_OBJECTIVE_. Scan the following material for the string "styles" and copy each line in which it appears.
## Start GIVEN INFORMATION
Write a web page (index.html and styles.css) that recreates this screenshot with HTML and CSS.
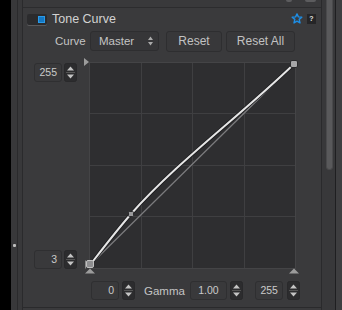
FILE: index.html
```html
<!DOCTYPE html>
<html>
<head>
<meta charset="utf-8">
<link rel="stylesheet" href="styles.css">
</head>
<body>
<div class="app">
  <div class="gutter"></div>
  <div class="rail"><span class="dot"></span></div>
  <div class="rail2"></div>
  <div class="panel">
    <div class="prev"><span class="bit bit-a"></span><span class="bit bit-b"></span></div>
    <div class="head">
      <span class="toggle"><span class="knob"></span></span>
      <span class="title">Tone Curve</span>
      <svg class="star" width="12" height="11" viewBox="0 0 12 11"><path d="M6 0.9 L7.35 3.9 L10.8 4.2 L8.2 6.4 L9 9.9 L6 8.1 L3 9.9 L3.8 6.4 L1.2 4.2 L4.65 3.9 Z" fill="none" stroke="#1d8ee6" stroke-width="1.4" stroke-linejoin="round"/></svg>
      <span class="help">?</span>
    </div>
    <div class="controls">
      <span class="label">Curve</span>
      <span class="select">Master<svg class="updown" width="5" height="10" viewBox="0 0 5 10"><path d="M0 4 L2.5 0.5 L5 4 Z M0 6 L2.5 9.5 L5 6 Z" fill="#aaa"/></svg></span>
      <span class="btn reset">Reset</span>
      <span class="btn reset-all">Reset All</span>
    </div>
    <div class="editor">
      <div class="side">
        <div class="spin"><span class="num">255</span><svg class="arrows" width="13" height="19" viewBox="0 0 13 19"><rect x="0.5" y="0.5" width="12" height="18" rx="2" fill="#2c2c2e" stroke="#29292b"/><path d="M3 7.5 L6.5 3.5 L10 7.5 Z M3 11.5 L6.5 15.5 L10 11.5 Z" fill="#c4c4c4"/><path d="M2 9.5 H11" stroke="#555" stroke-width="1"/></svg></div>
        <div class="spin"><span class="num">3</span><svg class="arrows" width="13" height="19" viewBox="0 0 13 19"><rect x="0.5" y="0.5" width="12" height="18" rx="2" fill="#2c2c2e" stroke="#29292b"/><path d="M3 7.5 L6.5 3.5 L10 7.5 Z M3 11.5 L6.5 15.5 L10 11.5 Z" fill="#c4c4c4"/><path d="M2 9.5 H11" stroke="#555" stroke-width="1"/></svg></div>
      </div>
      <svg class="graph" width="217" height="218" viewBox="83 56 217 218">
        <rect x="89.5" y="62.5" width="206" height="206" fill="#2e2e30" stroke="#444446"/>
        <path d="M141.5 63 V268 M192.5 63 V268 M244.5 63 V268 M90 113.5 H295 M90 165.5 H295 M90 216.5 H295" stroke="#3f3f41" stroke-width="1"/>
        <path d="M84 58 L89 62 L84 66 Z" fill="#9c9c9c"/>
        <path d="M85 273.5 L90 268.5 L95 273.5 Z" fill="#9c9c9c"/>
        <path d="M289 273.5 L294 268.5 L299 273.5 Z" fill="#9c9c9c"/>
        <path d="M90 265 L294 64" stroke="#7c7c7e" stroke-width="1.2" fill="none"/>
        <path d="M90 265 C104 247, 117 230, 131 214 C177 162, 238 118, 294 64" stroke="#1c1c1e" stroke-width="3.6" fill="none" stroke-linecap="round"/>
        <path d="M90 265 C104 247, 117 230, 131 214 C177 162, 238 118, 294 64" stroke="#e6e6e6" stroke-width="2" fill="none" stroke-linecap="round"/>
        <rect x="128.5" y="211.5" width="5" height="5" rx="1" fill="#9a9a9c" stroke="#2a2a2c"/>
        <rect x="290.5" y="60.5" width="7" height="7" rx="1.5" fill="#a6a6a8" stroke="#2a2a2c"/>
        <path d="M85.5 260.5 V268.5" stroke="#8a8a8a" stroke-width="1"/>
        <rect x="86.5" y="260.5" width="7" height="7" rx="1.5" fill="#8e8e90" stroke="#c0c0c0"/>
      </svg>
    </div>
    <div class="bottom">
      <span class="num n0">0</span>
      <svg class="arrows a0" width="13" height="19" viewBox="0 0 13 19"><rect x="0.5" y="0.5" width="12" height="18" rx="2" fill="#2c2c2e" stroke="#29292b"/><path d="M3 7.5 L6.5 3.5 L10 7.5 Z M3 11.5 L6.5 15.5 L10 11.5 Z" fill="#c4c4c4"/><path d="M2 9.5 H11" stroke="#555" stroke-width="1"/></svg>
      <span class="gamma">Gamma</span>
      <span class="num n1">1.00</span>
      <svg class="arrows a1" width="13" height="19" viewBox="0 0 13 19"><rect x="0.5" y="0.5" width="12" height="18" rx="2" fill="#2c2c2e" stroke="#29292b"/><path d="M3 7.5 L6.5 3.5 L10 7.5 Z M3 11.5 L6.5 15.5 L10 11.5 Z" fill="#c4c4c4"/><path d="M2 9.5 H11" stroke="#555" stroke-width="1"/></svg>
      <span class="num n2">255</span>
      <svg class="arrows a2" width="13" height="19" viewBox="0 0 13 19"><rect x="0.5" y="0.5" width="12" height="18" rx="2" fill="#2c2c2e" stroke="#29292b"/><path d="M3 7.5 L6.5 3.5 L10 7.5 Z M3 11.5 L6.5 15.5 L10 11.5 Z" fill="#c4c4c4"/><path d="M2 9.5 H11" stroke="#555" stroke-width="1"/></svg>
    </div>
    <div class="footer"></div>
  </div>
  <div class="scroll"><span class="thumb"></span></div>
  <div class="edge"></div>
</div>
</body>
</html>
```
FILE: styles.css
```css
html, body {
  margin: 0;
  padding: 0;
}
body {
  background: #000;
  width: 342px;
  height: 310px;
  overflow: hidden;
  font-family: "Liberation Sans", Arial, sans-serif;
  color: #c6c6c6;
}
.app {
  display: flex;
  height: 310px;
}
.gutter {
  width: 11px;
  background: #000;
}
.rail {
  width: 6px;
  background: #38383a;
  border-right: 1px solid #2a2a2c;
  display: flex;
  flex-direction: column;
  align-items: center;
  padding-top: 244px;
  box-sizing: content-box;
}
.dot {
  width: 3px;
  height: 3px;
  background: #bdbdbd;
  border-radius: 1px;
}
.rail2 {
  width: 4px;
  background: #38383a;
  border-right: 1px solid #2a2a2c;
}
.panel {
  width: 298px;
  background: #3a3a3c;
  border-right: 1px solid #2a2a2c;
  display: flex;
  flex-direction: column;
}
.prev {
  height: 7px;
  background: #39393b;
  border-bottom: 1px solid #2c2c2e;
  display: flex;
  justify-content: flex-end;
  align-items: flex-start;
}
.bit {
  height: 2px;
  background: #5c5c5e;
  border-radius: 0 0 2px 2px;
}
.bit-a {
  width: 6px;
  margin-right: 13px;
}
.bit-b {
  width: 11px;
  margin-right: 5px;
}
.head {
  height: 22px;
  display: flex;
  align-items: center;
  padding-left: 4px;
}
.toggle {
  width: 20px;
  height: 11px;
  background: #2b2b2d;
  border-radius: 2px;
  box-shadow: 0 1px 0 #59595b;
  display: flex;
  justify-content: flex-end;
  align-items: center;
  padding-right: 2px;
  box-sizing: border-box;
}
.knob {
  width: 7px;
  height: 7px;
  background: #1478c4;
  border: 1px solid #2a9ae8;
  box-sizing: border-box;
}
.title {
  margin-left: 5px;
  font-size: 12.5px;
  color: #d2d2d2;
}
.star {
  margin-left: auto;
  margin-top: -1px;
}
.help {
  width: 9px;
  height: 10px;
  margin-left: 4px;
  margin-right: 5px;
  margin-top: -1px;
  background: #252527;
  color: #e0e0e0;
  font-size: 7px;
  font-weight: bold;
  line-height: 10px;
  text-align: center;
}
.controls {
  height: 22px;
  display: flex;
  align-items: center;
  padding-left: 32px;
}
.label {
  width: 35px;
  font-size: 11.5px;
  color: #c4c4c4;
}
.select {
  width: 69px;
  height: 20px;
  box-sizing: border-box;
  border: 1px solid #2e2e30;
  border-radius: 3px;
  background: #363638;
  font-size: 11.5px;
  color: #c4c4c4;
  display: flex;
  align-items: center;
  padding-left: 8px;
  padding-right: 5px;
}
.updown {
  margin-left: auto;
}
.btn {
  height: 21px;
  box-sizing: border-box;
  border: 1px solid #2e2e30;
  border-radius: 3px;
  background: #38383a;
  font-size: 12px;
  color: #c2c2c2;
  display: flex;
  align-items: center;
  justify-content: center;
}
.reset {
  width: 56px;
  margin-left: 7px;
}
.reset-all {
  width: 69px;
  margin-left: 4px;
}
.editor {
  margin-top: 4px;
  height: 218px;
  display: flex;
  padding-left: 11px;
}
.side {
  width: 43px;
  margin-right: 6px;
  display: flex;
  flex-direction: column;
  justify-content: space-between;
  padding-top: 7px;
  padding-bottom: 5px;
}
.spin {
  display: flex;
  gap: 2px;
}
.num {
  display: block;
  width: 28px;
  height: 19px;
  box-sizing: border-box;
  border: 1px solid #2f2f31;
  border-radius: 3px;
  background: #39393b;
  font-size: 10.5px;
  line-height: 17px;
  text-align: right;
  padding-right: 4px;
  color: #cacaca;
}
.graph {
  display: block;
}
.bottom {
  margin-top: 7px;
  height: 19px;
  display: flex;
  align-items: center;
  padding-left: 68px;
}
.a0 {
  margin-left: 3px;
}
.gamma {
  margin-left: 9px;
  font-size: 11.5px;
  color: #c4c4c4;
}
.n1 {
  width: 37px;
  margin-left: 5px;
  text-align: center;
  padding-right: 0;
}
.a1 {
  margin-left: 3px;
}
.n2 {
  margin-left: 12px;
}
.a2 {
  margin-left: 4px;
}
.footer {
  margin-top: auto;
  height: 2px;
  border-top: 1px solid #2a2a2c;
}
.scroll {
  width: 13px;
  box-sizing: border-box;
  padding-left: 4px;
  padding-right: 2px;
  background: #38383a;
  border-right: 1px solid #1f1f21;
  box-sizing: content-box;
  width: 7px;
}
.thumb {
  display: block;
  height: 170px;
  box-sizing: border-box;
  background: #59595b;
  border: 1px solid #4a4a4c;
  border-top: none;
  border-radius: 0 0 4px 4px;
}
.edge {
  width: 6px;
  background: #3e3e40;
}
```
## End GIVEN INFORMATION
_ANSWER TO THE TASK_.
Write a web page (index.html and styles.css) that recreates this screenshot with HTML and CSS.
<link rel="stylesheet" href="styles.css">
FILE: styles.css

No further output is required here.